# "I have a Boa Constrictor stuck to my face" - 911 call



## Snapped (Jul 31, 2017)

*Poor snake, paid the price for her stupidity (or ignorance)*

http://www.abc.net.au/news/2017-07-31/woman-calls-911-while-being-bitten-by-boa-constrictor/8758666



_A firefighter has cut the head off a boa constrictor that was suffocating an American woman who called 911 as the snake attacked her in her driveway.

The woman, 45, told a 911 operator she had rescued the 1.7 metre snake a day earlier, but it had turned on her at her Ohio home.

"Help, please. I have a boa constrictor stuck to my face," the panicked woman told the somewhat confused operator on Thursday.

"Mam, you have a what?" the operator replied.
The woman urged the operator to "please hurry, he's biting my nose" as she lay bleeding in the driveway of her home in Sheffield Lake, about 40 kilometres west of Cleveland.

Firefighters and police arrived within minutes and found the woman in the grip of the snake.

A firefighter cut off the snake's head with a pocket knife and the woman, who has not been identified, was taken by ambulance to a hospital for treatment.

The woman told the emergency dispatcher she had rescued two boa constrictors on Wednesday and that she owned nine ball pythons.

Local man Steve Kosman said he had *seen the woman walking around the local area with a snake draped over her. *

"She would have it around her neck and walk over to the park behind us here.  just thought it was a little odd with her snakes," he said.

"I was just shocked. I mean it was right next to my mother-in-law's house so it was like it was right there.
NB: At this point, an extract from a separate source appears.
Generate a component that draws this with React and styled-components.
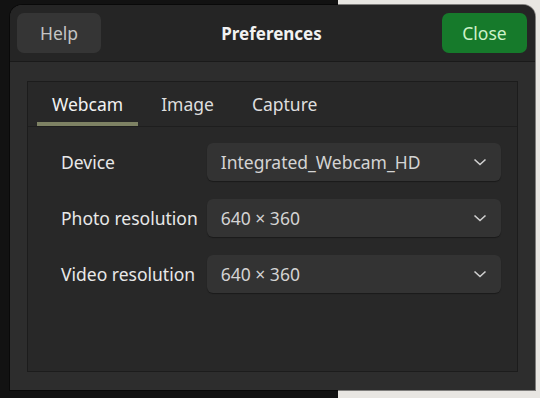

"Maybe she'll get rid of them now."_


----------



## Iguana (Jul 31, 2017)

Was very upset to hear about this, the woman obviously had little experience with anything larger than a ball python, you'd have to question how she would let it latch onto her face. Even sadder to hear that they 'had' to kill it, i'm sure they could've removed it other ways, if she was well enough to make a phone call and wait for the ambulance, can't have been that urgent, IMO. 

You always hear these kinds of things happening in America, if only they had a licensing system...


----------



## pinefamily (Jul 31, 2017)

Sigh.... Only in America.


----------



## Nero Egernia (Aug 3, 2017)




----------



## SpottedPythons (Aug 4, 2017)

"Maybe she'll *get rid of them* now"... She probably will. Poor snakes...


----------